Even so, it is astounding that the prime minister, a communist, would say: “If we place excessive reliance on government steering and policy leverage to stimulate growth, that will be difficult to sustain and could even produce new problems and risks. The market is the creator of social wealth and the wellspring of self-sustaining economic development.” Marx and Lenin would hardly recognize the Chinese Communist Party. Because China has over a billion people, the old “command-and-control” economic model based on centralized directives on production quotas and prices would at the very least be difficult to coordinate. The result would doubtlessly include bottlenecks in supply, and thus shortages on the shelves (as evinced in the U.S.S.R.).  The sheer scale of China, an empire of former kingdoms, renders centralized control highly inefficient.

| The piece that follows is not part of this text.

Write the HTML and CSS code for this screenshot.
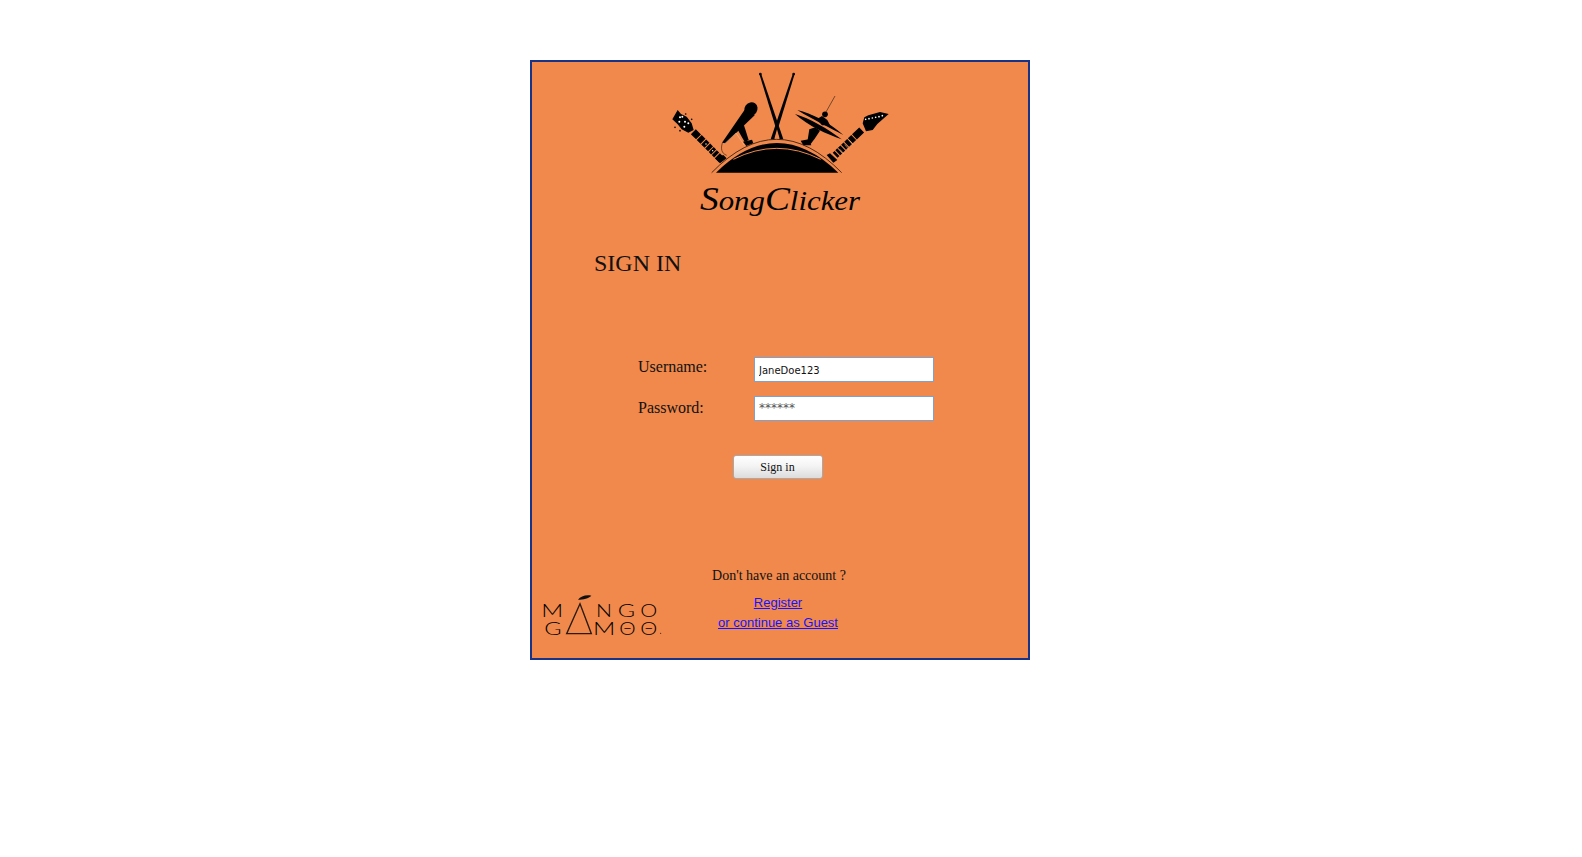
FILE: index.html
```html
<!DOCTYPE html>
<html lang="en">
<head>
<meta charset="utf-8">
<title>SongClicker - Sign in</title>
<link rel="stylesheet" href="styles.css">
</head>
<body>
<main class="panel">
  <svg class="logo" viewBox="0 6 750 504" role="img" aria-label="SongClicker">
    <!-- drum sticks -->
    <polygon points="328,42 333,40 400,238 388,238"/>
    <polygon points="429,40 434,42 374,238 362,238"/>
    <circle cx="331" cy="42" r="4"/>
    <circle cx="431" cy="42" r="4"/>
    <polygon class="cut" points="381,208 373,236 389,236"/>
    <!-- microphone -->
    <ellipse cx="303" cy="147" rx="19" ry="21" transform="rotate(35 303 147)"/>
    <polygon points="286,146 314,166 226,250 216,248"/>
    <polygon points="262,207 280,190 296,240 284,246"/>
    <polygon points="279,245 306,239 310,250 289,258"/>
    <path class="glint" d="M224 251 L258 219 L283 256"/>
    <path class="cord" d="M217 249 C212 266 214 280 230 286"/>
    <!-- cymbals -->
    <line class="thin" x1="555" y1="108" x2="528" y2="156"/>
    <circle cx="525" cy="163" r="8.5"/>
    <path d="M442 150 C485 160 535 186 580 225 C540 203 490 180 442 150 Z"/>
    <path d="M435 162 C480 176 530 204 575 238 C530 222 475 198 435 162 Z"/>
    <polygon points="500,178 516,168 532,180 540,196 516,196"/>
    <polygon points="478,208 496,202 510,212 494,236 482,252 472,246"/>
    <polygon points="452,242 476,238 484,256 460,256"/>
    <!-- left guitar -->
    <polygon points="67,178 83,150 93,162 110,170 125,190 131,210 115,218 95,208 83,193"/>
    <g class="pegs">
      <circle cx="90" cy="172" r="3"/><circle cx="97" cy="170" r="3"/><circle cx="105" cy="185" r="3"/>
      <circle cx="115" cy="190" r="3"/><circle cx="88" cy="185" r="3"/><circle cx="103" cy="200" r="3"/>
    </g>
    <circle cx="107" cy="162" r="2.5"/><circle cx="125" cy="178" r="2.5"/><circle cx="75" cy="202" r="2.5"/><circle cx="90" cy="212" r="2.5"/>
    <line class="neck" x1="130" y1="215" x2="215" y2="300"/>
    <polygon points="195,295 220,285 230,295 210,310"/>
    <g class="pegs">
      <circle cx="168" cy="252" r="2"/><circle cx="188" cy="272" r="2"/>
    </g>
    <!-- right guitar -->
    <polygon points="638,190 643,172 655,166 690,156 716,162 682,192 668,210 648,214"/>
    <g class="pegs">
      <circle cx="647" cy="178" r="2.5"/><circle cx="657" cy="176" r="2.5"/><circle cx="667" cy="174" r="2.5"/>
      <circle cx="677" cy="172" r="2.5"/><circle cx="687" cy="170" r="2.5"/><circle cx="697" cy="167" r="2.5"/>
    </g>
    <line class="neck neck-right" x1="635" y1="210" x2="553" y2="288"/>
    <polygon points="530,285 540,280 562,300 550,308"/>
    <path class="frets" d="M570 268 L582 282 M584 254 L596 268 M598 241 L610 255"/>
    <!-- dome -->
    <path class="outline" d="M185 338 Q380 138 575 338"/>
    <path d="M198 338 Q380 160 565 338 Z"/>
    <path class="arc" d="M250 298 Q380 232 512 298"/>
    <text class="wordmark" x="150" y="450" textLength="480" lengthAdjust="spacingAndGlyphs"><tspan class="wordmark-cap">S</tspan>ong<tspan class="wordmark-cap">C</tspan>licker</text>
  </svg>

  <h1 class="title">SIGN IN</h1>

  <form class="signin">
    <div class="fields">
      <label class="label" for="user">Username:</label>
      <input class="input" id="user" type="text" value="JaneDoe123">
      <label class="label label-low" for="pass">Password:</label>
      <input class="input input-muted" id="pass" type="text" value="******">
    </div>
    <button class="button" type="button">Sign in</button>
  </form>

  <footer class="foot">
    <svg class="mango" viewBox="60 100 390 135" role="img" aria-label="Mango Games">
      <path class="leaf" d="M174 120 C182 110 198 104 214 108 C206 116 190 120 174 120 Z"/>
      <polygon class="tri" points="180,132 214,222 140,222"/>
      <text class="mango-text" x="64" y="172" textLength="66" lengthAdjust="spacingAndGlyphs">M</text>
      <text class="mango-text" x="228" y="172" textLength="48" lengthAdjust="spacingAndGlyphs">N</text>
      <text class="mango-text" x="293" y="172" textLength="52" lengthAdjust="spacingAndGlyphs">G</text>
      <text class="mango-text" x="361" y="172" textLength="51" lengthAdjust="spacingAndGlyphs">O</text>
      <text class="mango-text" x="73" y="225" textLength="52" lengthAdjust="spacingAndGlyphs">G</text>
      <text class="mango-text" x="219" y="225" textLength="67" lengthAdjust="spacingAndGlyphs">M</text>
      <text class="mango-text" x="298" y="225" textLength="49" lengthAdjust="spacingAndGlyphs">Θ</text>
      <text class="mango-text" x="361" y="225" textLength="51" lengthAdjust="spacingAndGlyphs">Θ</text>
      <circle cx="422" cy="221" r="1.5"/>
    </svg>
    <div class="links">
      <p class="ask">Don't have an account ?</p>
      <a class="link" href="#">Register</a>
      <a class="link" href="#">or continue as Guest</a>
    </div>
  </footer>
</main>
</body>
</html>
```
FILE: styles.css
```css
html, body {
  margin: 0;
  background: #fff;
}

body {
  padding: 60px 0 0 530px;
  font-family: "Liberation Serif", serif;
  color: #111;
}

.panel {
  box-sizing: border-box;
  width: 500px;
  height: 600px;
  display: flex;
  flex-direction: column;
  background: #f0894b;
  border: 2px solid #1b3385;
}

.logo {
  display: block;
  width: 250px;
  height: 168px;
  margin-left: 118px;
  flex: none;
}

.cut { fill: #f0894b; }
.cord { fill: none; stroke: #3a2418; stroke-width: 2; }
.glint { fill: none; stroke: #f6c7a6; stroke-width: 1.5; }
.thin { stroke: #3a2418; stroke-width: 2; }
.pegs { fill: #fff; }
.neck {
  stroke: #000;
  stroke-width: 21;
  stroke-dasharray: 22 3 16 3 14 3 12 3 10 3 10 3;
}
.neck-right { stroke-dasharray: 30 3 14 3 12 3 10 3 10 3 8 3 8 3; }
.frets { fill: none; stroke: #f6c7a6; stroke-width: 1.5; }
.outline { fill: none; stroke: #2b1a10; stroke-width: 2.5; }
.arc { fill: none; stroke: #f0894b; stroke-width: 3; }
.wordmark {
  font-family: "Liberation Serif", serif;
  font-style: italic;
  font-size: 84px;
  fill: #000;
}
.wordmark-cap { font-size: 102px; }

.title {
  margin: 19px 0 0 62px;
  font-size: 24px;
  line-height: 28px;
  font-weight: 400;
}

.signin {
  display: flex;
  flex-direction: column;
  margin-top: 80px;
}

.fields {
  display: grid;
  grid-template-columns: 116px 180px;
  grid-template-rows: 25px 25px;
  row-gap: 14px;
  margin-left: 106px;
  align-items: start;
}

.label {
  padding-top: 1px;
  font-size: 16px;
  line-height: 18px;
}

.label-low { padding-top: 3px; }

.input {
  box-sizing: border-box;
  width: 180px;
  height: 25px;
  padding: 2px 4px 0;
  border: 1px solid #7da2ce;
  background: #fff;
  font-family: "DejaVu Sans", sans-serif;
  font-size: 10px;
  color: #111;
  outline: none;
}

.input-muted {
  padding: 0 4px 2px;
  color: #555;
  font-size: 12px;
}

.button {
  box-sizing: border-box;
  width: 90px;
  height: 24px;
  margin: 34px 0 0 201px;
  padding: 0 1px 0 0;
  border: 1px solid #a9a9a9;
  border-radius: 3px;
  background: linear-gradient(#fff 0%, #f4f4f4 45%, #dcdcdc 100%);
  font-family: "Liberation Serif", serif;
  font-size: 12px;
  color: #111;
}

.foot {
  display: flex;
  align-items: flex-start;
  margin: 89px 0 0 8px;
}

.mango {
  width: 130px;
  height: 45px;
  margin-top: 25px;
  flex: none;
  fill: #000;
}

.leaf { fill: #111; }
.tri { fill: none; stroke: #2a1a10; stroke-width: 4; }
.mango-text {
  font-family: "Lato", sans-serif;
  font-weight: 300;
  font-size: 54px;
  fill: #000;
}

.links {
  width: 216px;
  display: flex;
  flex-direction: column;
  align-items: center;
}

.ask {
  margin: 0 0 9px;
  padding-left: 2px;
  font-size: 14px;
  line-height: 16px;
}

.link {
  font-family: "Liberation Sans", sans-serif;
  font-size: 13px;
  line-height: 20px;
  color: #1414ff;
}
```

                           The Emperor Kangxi of the Qing Dynasty. He ruled for 60 years, greatly expanding the size of the empire.      Source: Chinahighlights.com
Interestingly, even as Emperor Kangxi (1654-1722), the second emperor of the Qing Dynasty (1644-1911), expanded the empire by taking over central Asian Muslim kingdoms, he resisted the preceding Ming Dynasty’s laissez-faire policy on internal trade and industry by turning some crucial industries into monopolies. Interestingly, John D. Rockefeller would probably have concurred, based on his own theory that the coordination in a monopoly in a vital industry such as oil could put an end to destructive competition. In any case, Kangxi apparently saw no contradiction between expanding the empire and centralizing some important sectors of the economy. Similarly, Mao saw no internal tension in collectivized consolidation on a large scale.


David Barboza, “China Plans to Reduce the State’s Role in the Economy,” The New York Times, May 24, 2013.